▶ [PROMPT]:
Quote the listing below in full and exactly as written, but omit every picture.

** START OF GIVEN MATERIAL **

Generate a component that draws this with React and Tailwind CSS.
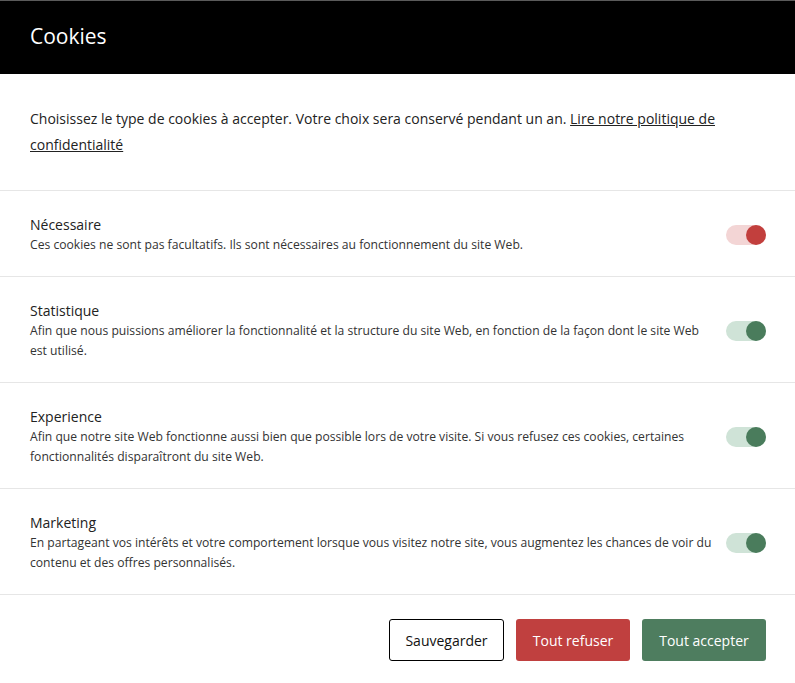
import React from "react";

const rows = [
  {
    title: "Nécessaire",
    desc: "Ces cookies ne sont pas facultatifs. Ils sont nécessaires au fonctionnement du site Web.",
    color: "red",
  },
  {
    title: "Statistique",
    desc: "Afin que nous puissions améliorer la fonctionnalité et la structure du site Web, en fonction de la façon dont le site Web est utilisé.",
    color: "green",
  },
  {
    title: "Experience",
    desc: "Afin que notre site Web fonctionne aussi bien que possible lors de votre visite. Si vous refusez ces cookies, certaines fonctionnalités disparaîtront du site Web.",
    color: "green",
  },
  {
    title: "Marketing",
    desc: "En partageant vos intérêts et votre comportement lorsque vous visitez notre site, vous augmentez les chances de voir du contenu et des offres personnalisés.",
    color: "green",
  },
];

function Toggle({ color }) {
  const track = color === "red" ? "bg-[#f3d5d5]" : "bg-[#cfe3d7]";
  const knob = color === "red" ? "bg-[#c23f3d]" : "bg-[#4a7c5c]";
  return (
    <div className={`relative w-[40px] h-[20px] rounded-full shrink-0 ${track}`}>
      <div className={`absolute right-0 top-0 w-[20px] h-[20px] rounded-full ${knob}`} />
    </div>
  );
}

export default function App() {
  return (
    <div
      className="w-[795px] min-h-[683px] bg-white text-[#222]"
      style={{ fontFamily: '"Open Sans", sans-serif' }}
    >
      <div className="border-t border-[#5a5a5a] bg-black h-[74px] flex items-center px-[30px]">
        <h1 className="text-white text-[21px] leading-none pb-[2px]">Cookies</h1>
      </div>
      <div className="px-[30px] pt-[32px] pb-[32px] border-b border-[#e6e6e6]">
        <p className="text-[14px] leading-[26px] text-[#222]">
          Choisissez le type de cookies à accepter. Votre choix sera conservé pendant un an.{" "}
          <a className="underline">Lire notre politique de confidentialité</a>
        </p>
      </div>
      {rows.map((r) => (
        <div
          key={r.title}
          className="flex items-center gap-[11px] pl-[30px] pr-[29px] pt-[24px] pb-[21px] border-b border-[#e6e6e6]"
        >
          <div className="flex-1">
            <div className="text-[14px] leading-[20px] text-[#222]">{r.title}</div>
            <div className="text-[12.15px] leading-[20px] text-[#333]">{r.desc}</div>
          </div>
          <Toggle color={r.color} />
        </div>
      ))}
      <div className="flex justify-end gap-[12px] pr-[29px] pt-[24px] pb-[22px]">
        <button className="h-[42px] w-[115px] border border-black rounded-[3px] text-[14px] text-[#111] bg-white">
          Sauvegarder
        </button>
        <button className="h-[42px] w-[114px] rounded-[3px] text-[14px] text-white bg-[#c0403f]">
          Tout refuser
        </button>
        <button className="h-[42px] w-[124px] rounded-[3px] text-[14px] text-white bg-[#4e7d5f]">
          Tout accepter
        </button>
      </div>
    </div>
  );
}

** END OF GIVEN MATERIAL **

▶ [TASK ANSWER]:
Generate a component that draws this with React and Tailwind CSS.
import React from "react";

const rows = [
  {
    title: "Nécessaire",
    desc: "Ces cookies ne sont pas facultatifs. Ils sont nécessaires au fonctionnement du site Web.",
    color: "red",
  },
  {
    title: "Statistique",
    desc: "Afin que nous puissions améliorer la fonctionnalité et la structure du site Web, en fonction de la façon dont le site Web est utilisé.",
    color: "green",
  },
  {
    title: "Experience",
    desc: "Afin que notre site Web fonctionne aussi bien que possible lors de votre visite. Si vous refusez ces cookies, certaines fonctionnalités disparaîtront du site Web.",
    color: "green",
  },
  {
    title: "Marketing",
    desc: "En partageant vos intérêts et votre comportement lorsque vous visitez notre site, vous augmentez les chances de voir du contenu et des offres personnalisés.",
    color: "green",
  },
];

function Toggle({ color }) {
  const track = color === "red" ? "bg-[#f3d5d5]" : "bg-[#cfe3d7]";
  const knob = color === "red" ? "bg-[#c23f3d]" : "bg-[#4a7c5c]";
  return (
    <div className={`relative w-[40px] h-[20px] rounded-full shrink-0 ${track}`}>
      <div className={`absolute right-0 top-0 w-[20px] h-[20px] rounded-full ${knob}`} />
    </div>
  );
}

export default function App() {
  return (
    <div
      className="w-[795px] min-h-[683px] bg-white text-[#222]"
      style={{ fontFamily: '"Open Sans", sans-serif' }}
    >
      <div className="border-t border-[#5a5a5a] bg-black h-[74px] flex items-center px-[30px]">
        <h1 className="text-white text-[21px] leading-none pb-[2px]">Cookies</h1>
      </div>
      <div className="px-[30px] pt-[32px] pb-[32px] border-b border-[#e6e6e6]">
        <p className="text-[14px] leading-[26px] text-[#222]">
          Choisissez le type de cookies à accepter. Votre choix sera conservé pendant un an.{" "}
          <a className="underline">Lire notre politique de confidentialité</a>
        </p>
      </div>
      {rows.map((r) => (
        <div
          key={r.title}
          className="flex items-center gap-[11px] pl-[30px] pr-[29px] pt-[24px] pb-[21px] border-b border-[#e6e6e6]"
        >
          <div className="flex-1">
            <div className="text-[14px] leading-[20px] text-[#222]">{r.title}</div>
            <div className="text-[12.15px] leading-[20px] text-[#333]">{r.desc}</div>
          </div>
          <Toggle color={r.color} />
        </div>
      ))}
      <div className="flex justify-end gap-[12px] pr-[29px] pt-[24px] pb-[22px]">
        <button className="h-[42px] w-[115px] border border-black rounded-[3px] text-[14px] text-[#111] bg-white">
          Sauvegarder
        </button>
        <button className="h-[42px] w-[114px] rounded-[3px] text-[14px] text-white bg-[#c0403f]">
          Tout refuser
        </button>
        <button className="h-[42px] w-[124px] rounded-[3px] text-[14px] text-white bg-[#4e7d5f]">
          Tout accepter
        </button>
      </div>
    </div>
  );
}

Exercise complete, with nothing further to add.